Pipelines orchestrate and automate Continuous Integration and Continuous Delivery. They are designed to reduce manual intervention as much as possible.

CI/CD Pipeline

In the example shown above, every code change automatically starts a new build in the main branch. This build includes not only the code changes, but also the associated tests, which are then executed automatically. If all steps of the CI pipeline have been completed successfully, the software version is ready for delivery.

The CD pipeline begins with the creation of a specific release branch. The release branch can either use the last existing build or trigger a new build. The software is then subjected to further testing, including regression testing and manual user acceptance testing. Once these tests have been successfully completed, the software package will be prepared for delivery.

Continuous Deployment

While Continuous Delivery ensures that a deliverable software product is available, it does not automatically mean that every change is immediately deployed to the production environment. This is where Continuous Deployment comes into play and ensures that changes are rolled out automatically and directly to the production environment, without manual intervention.

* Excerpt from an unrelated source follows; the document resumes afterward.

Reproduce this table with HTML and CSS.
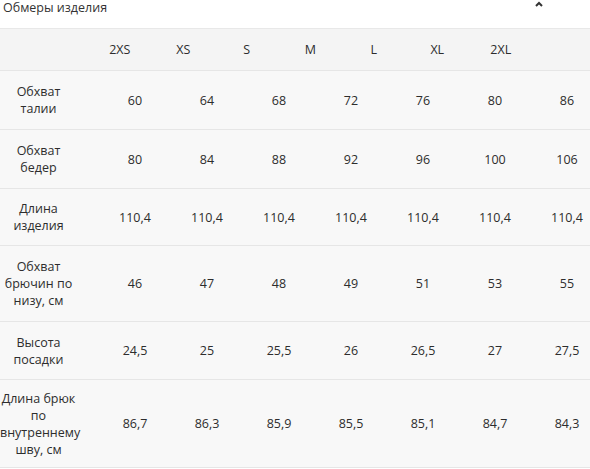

However, such a high frequency of releases is not suitable for every software product or every business need. Companies must consider which approach best suits their goals, their product and their target group.


Together, Continuous Integration and Continuous Delivery form a powerful duo that optimizes the software development process. CI ensures that code changes meet the highest quality standards through constant integration and testing. This minimizes the risk of errors and ensures that, if they occur, they can be identified and corrected immediately. CD enables software to be delivered in a stable, automated process. This accelerates the path from code change to production while ensuring delivery is smooth and consistent.